Venezuelan Elections

Moonbat Chavez seems to have prevailed in the Venezuelan elections, the New York Times reports. With 78 percent of the votes counted on Sunday, Moonbat has 61 percent of the votes, to 38 percent the opposition candidate, Manuel Rosales (Governor of Zulia State). Governor Rosales' campaign, probably correctly, is crying foul. Soldiers kept polling places open beyond the legal times to allow Chavez supporters to vote, and the AP (via the Houston Chronicle) reports that Venezuelan officials stopped the broadcast of election coverage by the Spanish language international television network Telemundo.

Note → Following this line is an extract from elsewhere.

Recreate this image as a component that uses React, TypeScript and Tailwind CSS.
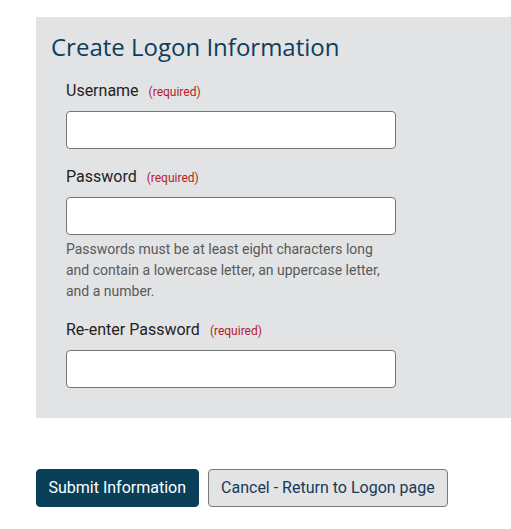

AP describes some vintage Nutbar haranguing; the Great One thundering to his supporters from his palace balcony in a rainstorm: "Long life the Revolution ! . . .It's another defeat for the devil, who tries to dominate the world. . . . Down with imperialism. We need a new world." Anybody smell some sulfur ? Chavez's devil is Bush: many lefties here would agree with both that characterization, and the rest of his ranting.
The results are certainly no surprise. Chavez deployed the entire apparatus of the Venezuelan state to secure his re-election, and his government is flush with oil cash. There was no possibility of his defeat, even absent tampering. I suspect that Moonbat Chavez, behind the closed doors of his residence, is not particularly happy that the opposition managed 38 percent. No doubt a come-to-Jesus meeting with some election and police officials will be held and maybe the final figures tweaked a little.

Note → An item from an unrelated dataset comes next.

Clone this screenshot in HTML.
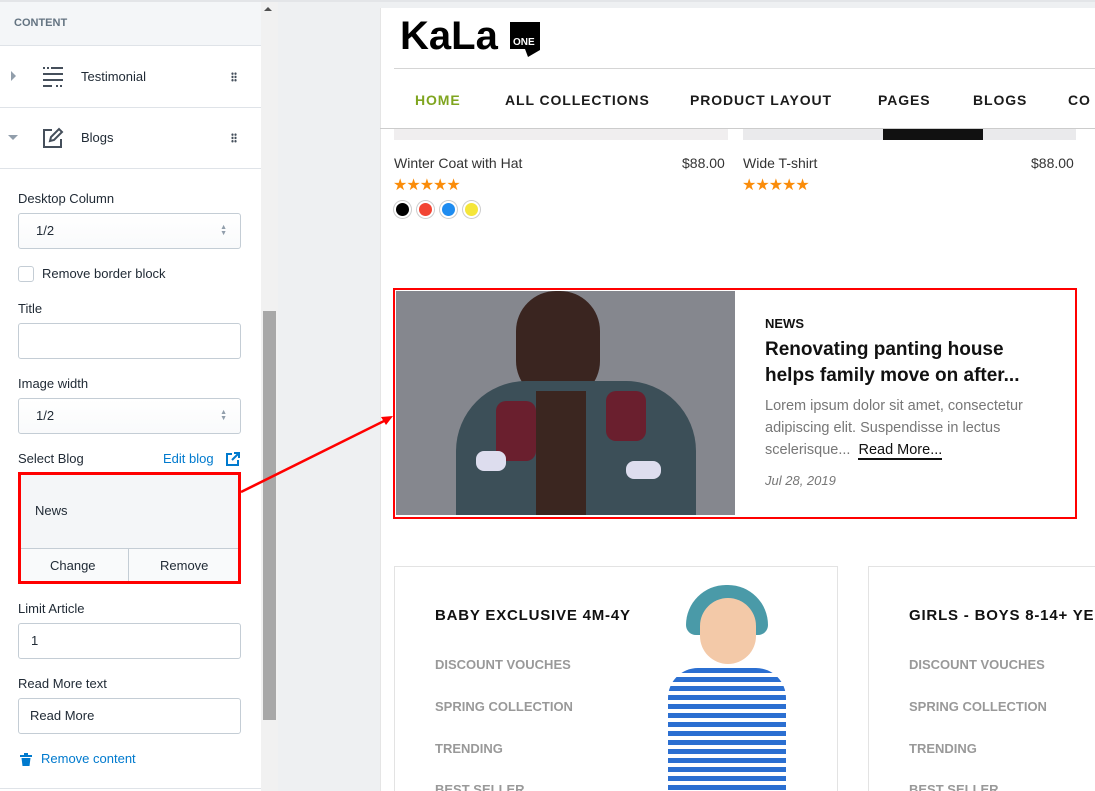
<!DOCTYPE html>
<html style="overflow:hidden;width:1095px;height:791px"><head><style>
*{box-sizing:border-box;margin:0;padding:0}
body{width:1095px;height:791px;overflow:hidden;background:#eef0f2;font-family:"Liberation Sans",sans-serif;position:relative}
.abs{position:absolute}
.side{left:0;top:0;width:261px;height:791px;background:#fff}
.lbl{position:absolute;left:18px;font-size:13px;color:#212b36}
.inp{position:absolute;left:18px;width:223px;height:36px;border:1px solid #c4cdd5;border-radius:3px;background:#fff;font-size:13px;color:#212b36;padding:0 0 0 12px;line-height:34px}
.sel{background:linear-gradient(#fff,#f9fafb);padding-left:17px}
.arr{position:absolute;right:13px;top:11px;font-size:7px;color:#919eab;line-height:6px}
.nav{font-size:14px;font-weight:bold;letter-spacing:0.9px;color:#1b1b1b;position:absolute;top:92px}
.lk{position:absolute;font-size:13px;font-weight:bold;color:#999}
.dots{position:absolute;left:231px;width:6px;height:10px;background:radial-gradient(circle,#454f5b 1.1px,transparent 1.3px) 0 0/3px 3.3px}
</style></head><body>
<div class="abs side">
 <div class="abs" style="left:0;top:0;width:261px;height:46px;background:#f4f6f8;border-bottom:1px solid #dfe3e8"></div>
 <div class="abs" style="left:14px;top:17px;font-size:11px;font-weight:bold;color:#637381">CONTENT</div>
 <div class="abs" style="left:11px;top:71px;width:0;height:0;border-left:5px solid #919eab;border-top:5px solid transparent;border-bottom:5px solid transparent"></div>
 <svg class="abs" style="left:42px;top:66px" width="22" height="22" viewBox="0 0 22 22" fill="#454f5b"><rect x="1" y="1" width="2" height="2"/><rect x="5" y="1" width="2" height="2"/><rect x="9" y="1" width="12" height="2"/><rect x="1" y="7" width="20" height="2"/><rect x="1" y="13" width="20" height="2"/><rect x="1" y="19" width="9" height="2"/><rect x="14" y="19" width="2" height="2"/><rect x="18" y="19" width="2" height="2"/></svg>
 <div class="abs" style="left:81px;top:69px;font-size:13px;color:#212b36">Testimonial</div>
 <div class="dots" style="top:72px"></div>
 <div class="abs" style="left:0;top:107px;width:261px;border-top:1px solid #dfe3e8"></div>
 <div class="abs" style="left:8px;top:135px;width:0;height:0;border-top:5px solid #919eab;border-left:5px solid transparent;border-right:5px solid transparent"></div>
 <svg class="abs" style="left:42px;top:127px" width="22" height="22" viewBox="0 0 22 22" fill="none" stroke="#454f5b" stroke-width="2"><path d="M10 3H2v17h17v-8"/><path d="M8 14l1-4 8-8 3 3-8 8z"/></svg>
 <div class="abs" style="left:81px;top:130px;font-size:13px;color:#212b36">Blogs</div>
 <div class="dots" style="top:133px"></div>
 <div class="abs" style="left:0;top:168px;width:261px;border-top:1px solid #dfe3e8"></div>

 <div class="lbl" style="top:191px">Desktop Column</div>
 <div class="inp sel" style="top:213px">1/2<div class="arr">▲<br>▼</div></div>
 <div class="abs" style="left:18px;top:266px;width:16px;height:16px;border:1px solid #c4cdd5;border-radius:3px"></div>
 <div class="lbl" style="top:266px;left:42px">Remove border block</div>
 <div class="lbl" style="top:301px">Title</div>
 <div class="inp" style="top:323px"></div>
 <div class="lbl" style="top:376px">Image width</div>
 <div class="inp sel" style="top:398px">1/2<div class="arr">▲<br>▼</div></div>
 <div class="lbl" style="top:451px">Select Blog</div>
 <div class="abs" style="left:163px;top:451px;font-size:13px;color:#007ace">Edit blog</div>
 <svg class="abs" style="left:226px;top:452px" width="14" height="14" viewBox="0 0 14 14" fill="none" stroke="#007ace" stroke-width="2"><path d="M6 2H1v11h11V8"/><path d="M6 8l7-7M8 1h5v5"/></svg>
 <div class="abs" style="left:18px;top:472px;width:223px;height:112px;border:3px solid #f00;background:#f4f6f8"></div>
 <div class="lbl" style="top:503px;left:35px">News</div>
 <div class="abs" style="left:21px;top:548px;width:217px;height:33px;border-top:1px solid #c4cdd5;background:#f9fafb"></div>
 <div class="abs" style="left:128px;top:548px;height:33px;border-left:1px solid #c4cdd5"></div>
 <div class="lbl" style="top:558px;left:50px">Change</div>
 <div class="lbl" style="top:558px;left:160px">Remove</div>
 <div class="lbl" style="top:601px">Limit Article</div>
 <div class="inp" style="top:623px">1</div>
 <div class="lbl" style="top:676px">Read More text</div>
 <div class="inp" style="top:698px;padding-left:11px">Read More</div>
 <svg class="abs" style="left:20px;top:753px" width="12" height="13" viewBox="0 0 12 13" fill="#007ace"><rect x="0" y="2" width="12" height="2"/><rect x="4" y="0" width="4" height="2"/><path d="M1.5 5h9l-1 8h-7z"/></svg>
 <div class="abs" style="left:41px;top:751px;font-size:13px;color:#007ace">Remove content</div>
 <div class="abs" style="left:0;top:788px;width:261px;border-top:1px solid #dfe3e8"></div>
</div>
<div class="abs" style="left:261px;top:0;width:17px;height:791px;background:#f1f1f1"></div>
<div class="abs" style="left:264px;top:7px;width:0;height:0;border-bottom:4px solid #505050;border-left:4px solid transparent;border-right:4px solid transparent"></div>
<div class="abs" style="left:263px;top:311px;width:13px;height:409px;background:#a8a8a8"></div>
<div class="abs" style="left:0;top:0;width:1095px;height:2px;background:#e3e5e8"></div>
<div class="abs" style="left:380px;top:8px;width:715px;height:783px;background:#fff;border-left:1px solid #e5e5e5;overflow:hidden">
</div>
<div class="abs" style="left:400px;top:14px;font-size:40px;font-weight:bold;color:#000;letter-spacing:0px;line-height:44px">KaLa</div>
<svg class="abs" style="left:507px;top:19px" width="38" height="38" viewBox="0 0 38 38"><path d="M3 3h30v28l-12 7-3-8H3z" fill="#000"/><text x="6" y="26" font-size="10" font-weight="bold" fill="#fff" font-family="Liberation Sans">ONE</text></svg>
<div class="abs" style="left:394px;top:68px;width:701px;border-top:1px solid #d5d5d5"></div>
<div class="nav" style="left:415px;color:#7fa51f">HOME</div>
<div class="nav" style="left:505px">ALL COLLECTIONS</div>
<div class="nav" style="left:690px">PRODUCT LAYOUT</div>
<div class="nav" style="left:878px">PAGES</div>
<div class="nav" style="left:973px">BLOGS</div>
<div class="nav" style="left:1068px">CO</div>
<div class="abs" style="left:380px;top:128px;width:715px;border-top:1px solid #ccc"></div>
<div class="abs" style="left:394px;top:129px;width:334px;height:11px;background:#f0eeef"></div>
<div class="abs" style="left:743px;top:129px;width:333px;height:11px;background:#eaeaec"></div>
<div class="abs" style="left:883px;top:129px;width:100px;height:11px;background:#111"></div>
<div class="abs" style="left:394px;top:155px;font-size:14px;color:#333">Winter Coat with Hat</div>
<div class="abs" style="left:682px;top:155px;font-size:14px;color:#333">$88.00</div>
<div class="abs" style="left:743px;top:155px;font-size:14px;color:#333">Wide T-shirt</div>
<div class="abs" style="left:1031px;top:155px;font-size:14px;color:#333">$88.00</div>
<div class="abs" style="left:393px;top:175px;font-size:16px;color:#fa8c0a;letter-spacing:-1px">★★★★★</div>
<div class="abs" style="left:742px;top:175px;font-size:16px;color:#fa8c0a;letter-spacing:-1px">★★★★★</div>
<div class="abs" style="left:394px;top:201px;width:17px;height:17px;border-radius:50%;background:#000;border:2px solid #fff;box-shadow:0 0 0 1px #ccc"></div>
<div class="abs" style="left:417px;top:201px;width:17px;height:17px;border-radius:50%;background:#f24433;border:2px solid #fff;box-shadow:0 0 0 1px #ccc"></div>
<div class="abs" style="left:440px;top:201px;width:17px;height:17px;border-radius:50%;background:#1e8cf0;border:2px solid #fff;box-shadow:0 0 0 1px #ccc"></div>
<div class="abs" style="left:463px;top:201px;width:17px;height:17px;border-radius:50%;background:#f5e63a;border:2px solid #fff;box-shadow:0 0 0 1px #ccc"></div>
<div class="abs" style="left:393px;top:288px;width:684px;height:231px;border:2px solid #f00"></div>
<div class="abs" style="left:396px;top:291px;width:339px;height:224px;background:#85878e;overflow:hidden">
 <div class="abs" style="left:120px;top:0;width:84px;height:110px;border-radius:40px;background:#3a2520"></div>
 <div class="abs" style="left:60px;top:90px;width:240px;height:160px;border-radius:70px 70px 0 0;background:#3c4f58"></div>
 <div class="abs" style="left:100px;top:110px;width:40px;height:60px;background:#6a1f2e;border-radius:10px"></div>
 <div class="abs" style="left:210px;top:100px;width:40px;height:50px;background:#6a1f2e;border-radius:10px"></div>
 <div class="abs" style="left:80px;top:160px;width:30px;height:20px;background:#dde;border-radius:8px"></div>
 <div class="abs" style="left:230px;top:170px;width:35px;height:18px;background:#dde;border-radius:8px"></div>
 <div class="abs" style="left:140px;top:100px;width:50px;height:124px;background:#3b2620"></div>
</div>
<div class="abs" style="left:765px;top:316px;font-size:13px;font-weight:bold;color:#111">NEWS</div>
<div class="abs" style="left:765px;top:337px;font-size:19px;font-weight:bold;color:#111;line-height:26px;width:270px">Renovating panting house helps family move on after...</div>
<div class="abs" style="left:765px;top:395px;font-size:14.5px;color:#777;line-height:22px;width:285px">Lorem ipsum dolor sit amet, consectetur adipiscing elit. Suspendisse in lectus scelerisque... <span style="color:#111;border-bottom:2px solid #111;margin-left:4px">Read More...</span></div>
<div class="abs" style="left:765px;top:473px;font-size:13px;font-style:italic;color:#777">Jul 28, 2019</div>
<svg class="abs" style="left:236px;top:412px" width="160" height="85"><line x1="5" y1="80" x2="150" y2="8" stroke="#f00" stroke-width="2.5"/><path d="M157 4l-12 1 5 8z" fill="#f00"/></svg>
<div class="abs" style="left:394px;top:566px;width:444px;height:240px;border:1px solid #e3e3e3"></div>
<div class="abs" style="left:868px;top:566px;width:240px;height:240px;border:1px solid #e3e3e3"></div>
<div class="abs" style="left:435px;top:607px;font-size:15px;font-weight:bold;letter-spacing:0.8px;color:#111">BABY EXCLUSIVE 4M-4Y</div>
<div class="abs" style="left:909px;top:607px;font-size:15px;font-weight:bold;letter-spacing:0.8px;color:#111;white-space:nowrap">GIRLS - BOYS 8-14+ YE</div>
<div class="lk" style="left:435px;top:657px">DISCOUNT VOUCHES</div>
<div class="lk" style="left:435px;top:699px">SPRING COLLECTION</div>
<div class="lk" style="left:435px;top:741px">TRENDING</div>
<div class="lk" style="left:435px;top:782px">BEST SELLER</div>
<div class="lk" style="left:909px;top:657px">DISCOUNT VOUCHES</div>
<div class="lk" style="left:909px;top:699px">SPRING COLLECTION</div>
<div class="lk" style="left:909px;top:741px">TRENDING</div>
<div class="lk" style="left:909px;top:782px">BEST SELLER</div>
<div class="abs" style="left:686px;top:585px;width:82px;height:50px;border-radius:40px 40px 10px 10px;background:#4a9aa8"></div>
<div class="abs" style="left:700px;top:598px;width:56px;height:66px;border-radius:28px;background:#f3c9a8"></div>
<div class="abs" style="left:668px;top:668px;width:118px;height:123px;border-radius:30px 30px 0 0;background:repeating-linear-gradient(#2b6fd1 0 5px,#fff 5px 9px)"></div>
</body></html>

This happy result fortifies Chavez's position, particularly for the years ahead when he will be forced to the necessity of more blatant tampering. "The institutions are controlled, our democracy is already very sick, we have a strongman who says he's going to be the eternal president" says Governor Rosales. Well, yes sir, he is. Did you really believe it was going to work out otherwise ?
"We have to do something," AP quotes a Rosales supporter named Dona Bavaro as saying. "My country is being stolen. This is the last chance we have. Communism is coming here" Ms. Bavaro adds. Well, that's true also, except that you didn't really have a chance to begin with. It's a little late in the game to be figuring this out. You'd have better spent your efforts on trying to subvert the army or the police, if you really wanted to stop Chavez. It's far too late in the game for ballots and elections -- has been since 2002 -- and all they do at this point is to legitimize the dictator's control. Absent a coup, foreign intervention or a lucky bullet, you've got yourselves a much younger Fidel. Miami real estate is about to enjoy a boom.